EXERCISE DIRECTIONS:
Could you write out the records below exactly as they appear?

+++ DATA TO PROCESS +++

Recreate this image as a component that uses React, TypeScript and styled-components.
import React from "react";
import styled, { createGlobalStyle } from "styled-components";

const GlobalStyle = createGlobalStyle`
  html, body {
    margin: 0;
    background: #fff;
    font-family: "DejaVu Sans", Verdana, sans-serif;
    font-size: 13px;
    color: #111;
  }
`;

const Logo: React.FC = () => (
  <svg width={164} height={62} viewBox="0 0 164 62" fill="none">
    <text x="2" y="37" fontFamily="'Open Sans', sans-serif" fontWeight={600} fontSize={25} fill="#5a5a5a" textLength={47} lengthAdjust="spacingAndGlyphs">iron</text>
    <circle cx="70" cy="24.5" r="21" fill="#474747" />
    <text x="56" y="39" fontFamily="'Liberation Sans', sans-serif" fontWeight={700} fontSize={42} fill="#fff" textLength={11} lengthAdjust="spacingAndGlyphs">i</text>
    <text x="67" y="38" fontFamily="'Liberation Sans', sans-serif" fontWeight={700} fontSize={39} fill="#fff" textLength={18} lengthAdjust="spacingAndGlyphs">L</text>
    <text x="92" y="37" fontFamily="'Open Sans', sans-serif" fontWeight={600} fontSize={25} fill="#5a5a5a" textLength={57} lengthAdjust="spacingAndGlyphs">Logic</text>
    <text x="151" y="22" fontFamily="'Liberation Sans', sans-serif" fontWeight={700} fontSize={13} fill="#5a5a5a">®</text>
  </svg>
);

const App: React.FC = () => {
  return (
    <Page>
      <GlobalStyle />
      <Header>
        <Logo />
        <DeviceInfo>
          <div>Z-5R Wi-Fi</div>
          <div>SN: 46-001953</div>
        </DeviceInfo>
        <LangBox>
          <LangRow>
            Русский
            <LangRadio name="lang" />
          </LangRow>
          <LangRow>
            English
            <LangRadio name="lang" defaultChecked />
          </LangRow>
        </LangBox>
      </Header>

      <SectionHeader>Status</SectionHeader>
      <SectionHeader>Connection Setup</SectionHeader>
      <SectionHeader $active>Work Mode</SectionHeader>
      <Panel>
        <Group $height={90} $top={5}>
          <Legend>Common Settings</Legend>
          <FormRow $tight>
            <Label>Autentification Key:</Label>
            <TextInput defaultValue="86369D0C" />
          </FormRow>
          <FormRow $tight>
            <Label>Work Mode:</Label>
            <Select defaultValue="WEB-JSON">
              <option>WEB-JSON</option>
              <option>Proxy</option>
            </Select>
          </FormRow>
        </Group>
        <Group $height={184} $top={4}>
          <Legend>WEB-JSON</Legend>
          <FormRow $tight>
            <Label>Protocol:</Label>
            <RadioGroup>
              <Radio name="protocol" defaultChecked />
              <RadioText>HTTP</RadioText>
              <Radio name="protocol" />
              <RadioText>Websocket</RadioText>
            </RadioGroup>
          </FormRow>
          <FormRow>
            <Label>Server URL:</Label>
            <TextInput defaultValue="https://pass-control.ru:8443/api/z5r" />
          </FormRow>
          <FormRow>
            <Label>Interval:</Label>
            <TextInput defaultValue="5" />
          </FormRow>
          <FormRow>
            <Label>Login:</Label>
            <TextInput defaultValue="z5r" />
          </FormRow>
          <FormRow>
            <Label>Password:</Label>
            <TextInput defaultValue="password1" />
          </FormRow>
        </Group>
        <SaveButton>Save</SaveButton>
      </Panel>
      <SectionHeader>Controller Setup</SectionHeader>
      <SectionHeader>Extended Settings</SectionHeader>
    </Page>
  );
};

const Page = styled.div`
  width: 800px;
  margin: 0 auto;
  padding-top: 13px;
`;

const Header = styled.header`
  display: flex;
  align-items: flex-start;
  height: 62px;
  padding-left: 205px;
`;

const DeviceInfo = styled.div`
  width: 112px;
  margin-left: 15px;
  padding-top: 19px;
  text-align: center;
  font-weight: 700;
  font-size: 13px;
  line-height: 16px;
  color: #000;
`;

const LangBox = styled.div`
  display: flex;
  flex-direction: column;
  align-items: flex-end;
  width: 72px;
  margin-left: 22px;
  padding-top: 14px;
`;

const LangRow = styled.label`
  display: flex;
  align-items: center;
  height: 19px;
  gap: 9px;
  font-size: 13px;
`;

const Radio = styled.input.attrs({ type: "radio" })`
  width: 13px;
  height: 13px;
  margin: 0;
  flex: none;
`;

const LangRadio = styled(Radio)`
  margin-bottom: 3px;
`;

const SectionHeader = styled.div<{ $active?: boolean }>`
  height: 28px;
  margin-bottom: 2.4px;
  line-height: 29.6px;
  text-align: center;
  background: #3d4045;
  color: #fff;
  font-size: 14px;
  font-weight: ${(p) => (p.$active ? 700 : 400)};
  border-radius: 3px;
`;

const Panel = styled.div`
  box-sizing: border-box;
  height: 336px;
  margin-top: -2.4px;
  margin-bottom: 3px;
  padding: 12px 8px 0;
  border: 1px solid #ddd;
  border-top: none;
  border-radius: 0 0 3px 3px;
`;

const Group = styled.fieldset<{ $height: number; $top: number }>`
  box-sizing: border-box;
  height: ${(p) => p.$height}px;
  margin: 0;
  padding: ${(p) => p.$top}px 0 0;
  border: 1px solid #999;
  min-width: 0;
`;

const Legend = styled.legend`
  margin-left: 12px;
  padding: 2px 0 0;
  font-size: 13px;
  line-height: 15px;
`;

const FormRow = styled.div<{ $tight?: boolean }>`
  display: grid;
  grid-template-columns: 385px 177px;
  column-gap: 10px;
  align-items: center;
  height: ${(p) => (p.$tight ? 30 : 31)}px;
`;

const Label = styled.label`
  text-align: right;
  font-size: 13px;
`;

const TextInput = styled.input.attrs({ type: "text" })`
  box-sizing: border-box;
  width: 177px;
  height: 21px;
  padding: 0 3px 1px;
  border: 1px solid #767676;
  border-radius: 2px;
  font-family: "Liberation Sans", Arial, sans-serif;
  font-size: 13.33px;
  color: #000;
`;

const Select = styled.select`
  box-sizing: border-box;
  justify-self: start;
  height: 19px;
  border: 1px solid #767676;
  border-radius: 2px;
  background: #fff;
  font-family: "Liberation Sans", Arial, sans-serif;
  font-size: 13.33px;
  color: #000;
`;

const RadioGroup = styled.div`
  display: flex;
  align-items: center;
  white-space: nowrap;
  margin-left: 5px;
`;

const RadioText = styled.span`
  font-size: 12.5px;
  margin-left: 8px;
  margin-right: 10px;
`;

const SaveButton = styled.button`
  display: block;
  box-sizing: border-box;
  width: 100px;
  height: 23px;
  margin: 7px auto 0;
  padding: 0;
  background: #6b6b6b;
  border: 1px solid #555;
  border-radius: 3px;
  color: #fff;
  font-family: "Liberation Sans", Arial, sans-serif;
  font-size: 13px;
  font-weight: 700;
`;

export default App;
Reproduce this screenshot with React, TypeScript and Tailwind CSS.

+++

FULL ANSWER:
Recreate this image as a component that uses React, TypeScript and styled-components.
import React from "react";
import styled, { createGlobalStyle } from "styled-components";

const GlobalStyle = createGlobalStyle`
  html, body {
    margin: 0;
    background: #fff;
    font-family: "DejaVu Sans", Verdana, sans-serif;
    font-size: 13px;
    color: #111;
  }
`;

const Logo: React.FC = () => (
  <svg width={164} height={62} viewBox="0 0 164 62" fill="none">
    <text x="2" y="37" fontFamily="'Open Sans', sans-serif" fontWeight={600} fontSize={25} fill="#5a5a5a" textLength={47} lengthAdjust="spacingAndGlyphs">iron</text>
    <circle cx="70" cy="24.5" r="21" fill="#474747" />
    <text x="56" y="39" fontFamily="'Liberation Sans', sans-serif" fontWeight={700} fontSize={42} fill="#fff" textLength={11} lengthAdjust="spacingAndGlyphs">i</text>
    <text x="67" y="38" fontFamily="'Liberation Sans', sans-serif" fontWeight={700} fontSize={39} fill="#fff" textLength={18} lengthAdjust="spacingAndGlyphs">L</text>
    <text x="92" y="37" fontFamily="'Open Sans', sans-serif" fontWeight={600} fontSize={25} fill="#5a5a5a" textLength={57} lengthAdjust="spacingAndGlyphs">Logic</text>
    <text x="151" y="22" fontFamily="'Liberation Sans', sans-serif" fontWeight={700} fontSize={13} fill="#5a5a5a">®</text>
  </svg>
);

const App: React.FC = () => {
  return (
    <Page>
      <GlobalStyle />
      <Header>
        <Logo />
        <DeviceInfo>
          <div>Z-5R Wi-Fi</div>
          <div>SN: 46-001953</div>
        </DeviceInfo>
        <LangBox>
          <LangRow>
            Русский
            <LangRadio name="lang" />
          </LangRow>
          <LangRow>
            English
            <LangRadio name="lang" defaultChecked />
          </LangRow>
        </LangBox>
      </Header>

      <SectionHeader>Status</SectionHeader>
      <SectionHeader>Connection Setup</SectionHeader>
      <SectionHeader $active>Work Mode</SectionHeader>
      <Panel>
        <Group $height={90} $top={5}>
          <Legend>Common Settings</Legend>
          <FormRow $tight>
            <Label>Autentification Key:</Label>
            <TextInput defaultValue="86369D0C" />
          </FormRow>
          <FormRow $tight>
            <Label>Work Mode:</Label>
            <Select defaultValue="WEB-JSON">
              <option>WEB-JSON</option>
              <option>Proxy</option>
            </Select>
          </FormRow>
        </Group>
        <Group $height={184} $top={4}>
          <Legend>WEB-JSON</Legend>
          <FormRow $tight>
            <Label>Protocol:</Label>
            <RadioGroup>
              <Radio name="protocol" defaultChecked />
              <RadioText>HTTP</RadioText>
              <Radio name="protocol" />
              <RadioText>Websocket</RadioText>
            </RadioGroup>
          </FormRow>
          <FormRow>
            <Label>Server URL:</Label>
            <TextInput defaultValue="https://pass-control.ru:8443/api/z5r" />
          </FormRow>
          <FormRow>
            <Label>Interval:</Label>
            <TextInput defaultValue="5" />
          </FormRow>
          <FormRow>
            <Label>Login:</Label>
            <TextInput defaultValue="z5r" />
          </FormRow>
          <FormRow>
            <Label>Password:</Label>
            <TextInput defaultValue="password1" />
          </FormRow>
        </Group>
        <SaveButton>Save</SaveButton>
      </Panel>
      <SectionHeader>Controller Setup</SectionHeader>
      <SectionHeader>Extended Settings</SectionHeader>
    </Page>
  );
};

const Page = styled.div`
  width: 800px;
  margin: 0 auto;
  padding-top: 13px;
`;

const Header = styled.header`
  display: flex;
  align-items: flex-start;
  height: 62px;
  padding-left: 205px;
`;

const DeviceInfo = styled.div`
  width: 112px;
  margin-left: 15px;
  padding-top: 19px;
  text-align: center;
  font-weight: 700;
  font-size: 13px;
  line-height: 16px;
  color: #000;
`;

const LangBox = styled.div`
  display: flex;
  flex-direction: column;
  align-items: flex-end;
  width: 72px;
  margin-left: 22px;
  padding-top: 14px;
`;

const LangRow = styled.label`
  display: flex;
  align-items: center;
  height: 19px;
  gap: 9px;
  font-size: 13px;
`;

const Radio = styled.input.attrs({ type: "radio" })`
  width: 13px;
  height: 13px;
  margin: 0;
  flex: none;
`;

const LangRadio = styled(Radio)`
  margin-bottom: 3px;
`;

const SectionHeader = styled.div<{ $active?: boolean }>`
  height: 28px;
  margin-bottom: 2.4px;
  line-height: 29.6px;
  text-align: center;
  background: #3d4045;
  color: #fff;
  font-size: 14px;
  font-weight: ${(p) => (p.$active ? 700 : 400)};
  border-radius: 3px;
`;

const Panel = styled.div`
  box-sizing: border-box;
  height: 336px;
  margin-top: -2.4px;
  margin-bottom: 3px;
  padding: 12px 8px 0;
  border: 1px solid #ddd;
  border-top: none;
  border-radius: 0 0 3px 3px;
`;

const Group = styled.fieldset<{ $height: number; $top: number }>`
  box-sizing: border-box;
  height: ${(p) => p.$height}px;
  margin: 0;
  padding: ${(p) => p.$top}px 0 0;
  border: 1px solid #999;
  min-width: 0;
`;

const Legend = styled.legend`
  margin-left: 12px;
  padding: 2px 0 0;
  font-size: 13px;
  line-height: 15px;
`;

const FormRow = styled.div<{ $tight?: boolean }>`
  display: grid;
  grid-template-columns: 385px 177px;
  column-gap: 10px;
  align-items: center;
  height: ${(p) => (p.$tight ? 30 : 31)}px;
`;

const Label = styled.label`
  text-align: right;
  font-size: 13px;
`;

const TextInput = styled.input.attrs({ type: "text" })`
  box-sizing: border-box;
  width: 177px;
  height: 21px;
  padding: 0 3px 1px;
  border: 1px solid #767676;
  border-radius: 2px;
  font-family: "Liberation Sans", Arial, sans-serif;
  font-size: 13.33px;
  color: #000;
`;

const Select = styled.select`
  box-sizing: border-box;
  justify-self: start;
  height: 19px;
  border: 1px solid #767676;
  border-radius: 2px;
  background: #fff;
  font-family: "Liberation Sans", Arial, sans-serif;
  font-size: 13.33px;
  color: #000;
`;

const RadioGroup = styled.div`
  display: flex;
  align-items: center;
  white-space: nowrap;
  margin-left: 5px;
`;

const RadioText = styled.span`
  font-size: 12.5px;
  margin-left: 8px;
  margin-right: 10px;
`;

const SaveButton = styled.button`
  display: block;
  box-sizing: border-box;
  width: 100px;
  height: 23px;
  margin: 7px auto 0;
  padding: 0;
  background: #6b6b6b;
  border: 1px solid #555;
  border-radius: 3px;
  color: #fff;
  font-family: "Liberation Sans", Arial, sans-serif;
  font-size: 13px;
  font-weight: 700;
`;

export default App;
Reproduce this screenshot with React, TypeScript and Tailwind CSS.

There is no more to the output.